Chapter 5 of the new book, Lean-Agile Software Development: Achieving Enterprise Agility, discusses "Going beyond Scrum." This is a big chapter, so we are going to take it in two parts. First, we want to consider the implications of the maturing and segmentation of the Scrum community and two key factors required for being able to scale Scrum to an enterprise: taking a systemic approach and looking at the team holistically, how it fits with and must work within the organization. Next time, we will look at Kanban, managing the flow of work, and using the Scrum clinic to (reusing) good practices learned by others.

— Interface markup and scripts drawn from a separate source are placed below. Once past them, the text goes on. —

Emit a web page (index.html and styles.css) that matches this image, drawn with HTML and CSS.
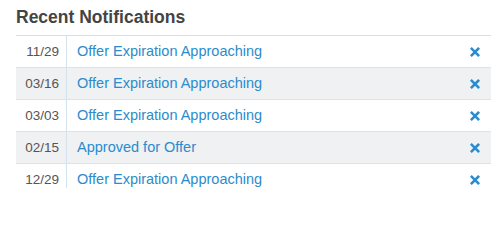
FILE: index.html
```html
<!DOCTYPE html>
<html lang="en">
<head>
<meta charset="utf-8">
<title>Recent Notifications</title>
<link rel="stylesheet" href="styles.css">
</head>
<body>
<section class="notifications">
  <h2 class="title">Recent Notifications</h2>
  <ul class="list">
    <li class="item"><span class="date">11/29</span><a class="link" href="#">Offer Expiration Approaching</a><button class="dismiss" aria-label="Dismiss"><svg viewBox="0 0 10 10" width="10" height="10"><path d="M1.8 1.8 L8.2 8.2 M8.2 1.8 L1.8 8.2" /></svg></button></li>
    <li class="item"><span class="date">03/16</span><a class="link" href="#">Offer Expiration Approaching</a><button class="dismiss" aria-label="Dismiss"><svg viewBox="0 0 10 10" width="10" height="10"><path d="M1.8 1.8 L8.2 8.2 M8.2 1.8 L1.8 8.2" /></svg></button></li>
    <li class="item"><span class="date">03/03</span><a class="link" href="#">Offer Expiration Approaching</a><button class="dismiss" aria-label="Dismiss"><svg viewBox="0 0 10 10" width="10" height="10"><path d="M1.8 1.8 L8.2 8.2 M8.2 1.8 L1.8 8.2" /></svg></button></li>
    <li class="item"><span class="date">02/15</span><a class="link" href="#">Approved for Offer</a><button class="dismiss" aria-label="Dismiss"><svg viewBox="0 0 10 10" width="10" height="10"><path d="M1.8 1.8 L8.2 8.2 M8.2 1.8 L1.8 8.2" /></svg></button></li>
    <li class="item"><span class="date">12/29</span><a class="link" href="#">Offer Expiration Approaching</a><button class="dismiss" aria-label="Dismiss"><svg viewBox="0 0 10 10" width="10" height="10"><path d="M1.8 1.8 L8.2 8.2 M8.2 1.8 L1.8 8.2" /></svg></button></li>
  </ul>
</section>
</body>
</html>
```
FILE: styles.css
```css
html, body {
  margin: 0;
  background: #ffffff;
}
body {
  padding: 0 6px 0 16px;
  font-family: "Liberation Sans", Arial, Helvetica, sans-serif;
}
.title {
  margin: 7px 0 0;
  padding-bottom: 8px;
  font-size: 17.5px;
  line-height: 20px;
  font-weight: bold;
  color: #444444;
  border-bottom: 1px solid #d9e0e5;
}
.list {
  list-style: none;
  margin: 0;
  padding: 0;
}
.item {
  display: flex;
  align-items: center;
  height: 31px;
  border-bottom: 1px solid #dde2e6;
  background-image: linear-gradient(#d3e2ec, #d3e2ec);
  background-repeat: no-repeat;
  background-size: 1px 100%;
  background-position: 50px 0;
}
.item:nth-child(even) {
  background-color: #eff1f3;
}
.item:last-child {
  border-bottom: none;
  background-size: 1px 24px;
}
.date {
  box-sizing: border-box;
  width: 50px;
  padding-right: 7px;
  text-align: right;
  font-size: 13.5px;
  color: #555555;
}
.link {
  flex: 1;
  padding-left: 11px;
  font-size: 14.5px;
  line-height: 31px;
  color: #2a8ccd;
  text-decoration: none;
}
.dismiss {
  display: flex;
  align-items: center;
  justify-content: center;
  width: 10px;
  height: 10px;
  margin-right: 11px;
  padding: 0;
  border: 0;
  background: none;
  cursor: pointer;
}
.dismiss svg {
  display: block;
  stroke: #2a8ccd;
  stroke-width: 2.6;
  stroke-linecap: square;
  fill: none;
}
```
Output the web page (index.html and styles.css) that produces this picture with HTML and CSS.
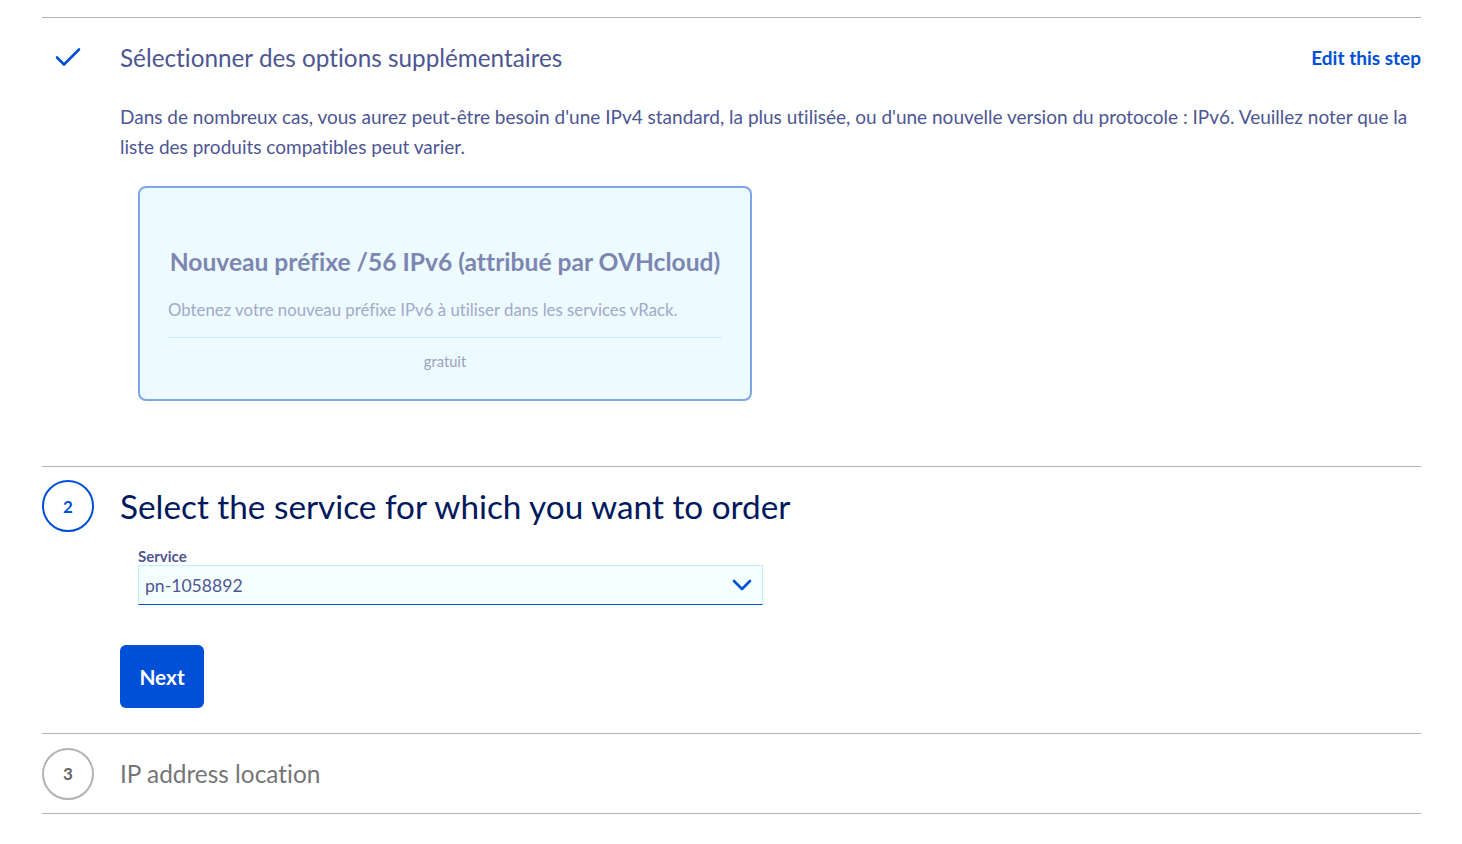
FILE: index.html
```html
<!DOCTYPE html>
<html lang="fr">
<head>
<meta charset="utf-8">
<title>Order</title>
<link rel="stylesheet" href="styles.css">
</head>
<body>
<div class="stepper">
  <section class="step step-done">
    <div class="step-head">
      <div class="step-icon">
        <svg width="28" height="22" viewBox="0 0 28 22"><path d="M3 10.5 L10 17.5 L25 2.5" fill="none" stroke="#0050d7" stroke-width="2.6" stroke-linecap="round" stroke-linejoin="round"/></svg>
      </div>
      <h2 class="step-title done-title">Sélectionner des options supplémentaires</h2>
      <a class="edit-link" href="#">Edit this step</a>
    </div>
    <div class="step-body">
      <p class="desc">Dans de nombreux cas, vous aurez peut-être besoin d'une IPv4 standard, la plus utilisée, ou d'une nouvelle version du protocole : IPv6. Veuillez noter que la liste des produits compatibles peut varier.</p>
      <div class="tile">
        <h3 class="tile-title">Nouveau préfixe /56 IPv6 (attribué par OVHcloud)</h3>
        <p class="tile-desc">Obtenez votre nouveau préfixe IPv6 à utiliser dans les services vRack.</p>
        <div class="tile-price">gratuit</div>
      </div>
    </div>
  </section>

  <section class="step step-active">
    <div class="step-head">
      <div class="step-icon"><span class="circle circle-active">2</span></div>
      <h2 class="step-title active-title">Select the service for which you want to order</h2>
    </div>
    <div class="step-body">
      <label class="field-label">Service</label>
      <div class="select">
        <span class="select-value">pn-1058892</span>
        <svg class="chev" width="20" height="14" viewBox="0 0 20 14"><path d="M2 3 L10 11 L18 3" fill="none" stroke="#0050d7" stroke-width="2.6" stroke-linecap="round" stroke-linejoin="round"/></svg>
      </div>
      <button class="btn">Next</button>
    </div>
  </section>

  <section class="step step-todo">
    <div class="step-head">
      <div class="step-icon"><span class="circle circle-todo">3</span></div>
      <h2 class="step-title todo-title">IP address location</h2>
    </div>
  </section>
</div>
</body>
</html>
```

FILE: styles.css
```css
* { box-sizing: border-box; }
html, body { margin: 0; padding: 0; background: #fff; }
body { font-family: "Lato", "Liberation Sans", sans-serif; color: #4d5693; font-variant-ligatures: no-common-ligatures; }

.stepper { padding: 17px 41px 0 42px; }
.step { border-top: 1px solid #b3b3b3; }
.step-todo { border-bottom: 1px solid #b3b3b3; }

.step-head { display: flex; align-items: center; }
.step-icon { width: 78px; flex: none; display: flex; align-items: center; }
.step-title { margin: 0; font-weight: 400; flex: 1; }

.step-done .step-head { height: 79px; }
.step-done .step-icon { padding-left: 12px; }
.done-title { font-size: 24.3px; color: #4d5693; }
.edit-link { color: #0050d7; font-weight: 700; font-size: 19px; text-decoration: none; }

.step-body { padding-left: 78px; }
.desc { margin: 5px 0 0; font-size: 19px; line-height: 30px; color: #4d5693; }

.tile { margin: 24px 0 65px 18px; width: 614px; height: 215px; border: 2px solid #7ea5e9; border-radius: 8px; background: #edfaff; padding: 0 28px; display: flex; flex-direction: column; align-items: center; }
.tile-title { margin: 58px 0 0; font-size: 24.6px; font-weight: 700; color: #7c86b0; line-height: 32px; }
.tile-desc { margin: 20px 0 0; align-self: stretch; font-size: 16.8px; line-height: 24px; color: #a2a9c9; padding-bottom: 15px; border-bottom: 1px solid #bfeefe; }
.tile-price { margin-top: 14px; font-size: 14.7px; color: #9a9fc0; }

.step-active .step-head { padding-top: 12px; height: 66px; }
.circle { width: 52px; height: 52px; border-radius: 50%; display: flex; align-items: center; justify-content: center; font-weight: 700; font-size: 17px; }
.circle-active { border: 2px solid #0050d7; color: #0050d7; }
.circle-todo { border: 2px solid #b3b3b3; color: #666; }
.active-title { font-size: 33.3px; color: #00185e; }

.field-label { display: block; margin: 14px 0 0 18px; font-size: 15px; font-weight: 700; color: #4d5693; line-height: 18px; }
.select { margin: 0 0 0 18px; width: 625px; height: 40px; background: #f5feff; border: 1px solid #bef1ff; border-bottom: 1px solid #0050d7; display: flex; align-items: center; justify-content: space-between; padding: 0 10px 0 6px; }
.select-value { font-size: 17.6px; color: #4d5693; }
.btn { margin: 40px 0 25px; display: block; width: 84px; height: 63px; border: 0; border-radius: 6px; background: #0050d7; color: #fff; font-family: inherit; font-weight: 700; font-size: 20.8px; }

.step-todo .step-head { height: 79px; }
.todo-title { font-size: 24.4px; color: #757575; }
```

Over the last decade, the Scrum community has matured greatly. And, as often happens, it has begun to segment as people discover new, alternative paths that the founders never imagined. Sometimes, that means people move on from the original group When it comes time to investigate or add new profitable bodies of knowledge. I think that is what you see in the various Scrum,
Lean-Agile, and Kanban communities. New ways are being explored. Clearly, there have been situations and teams where classic Scrum worked very beautifully and helped create a lot of value for an organization. It seems that that population has mostly been mined, that that market has been pretty much saturated. Going forward, there is a need to be able to help teams and organizations where more is needed, where classic Scrum, by itself, is just not enough.
This chapter touches on two key understandings or beliefs that are required to be able to go beyond (classic) Scrum. One is that you can (indeed must) take a systematic approach. The other is that a team-centric focus is not sufficient.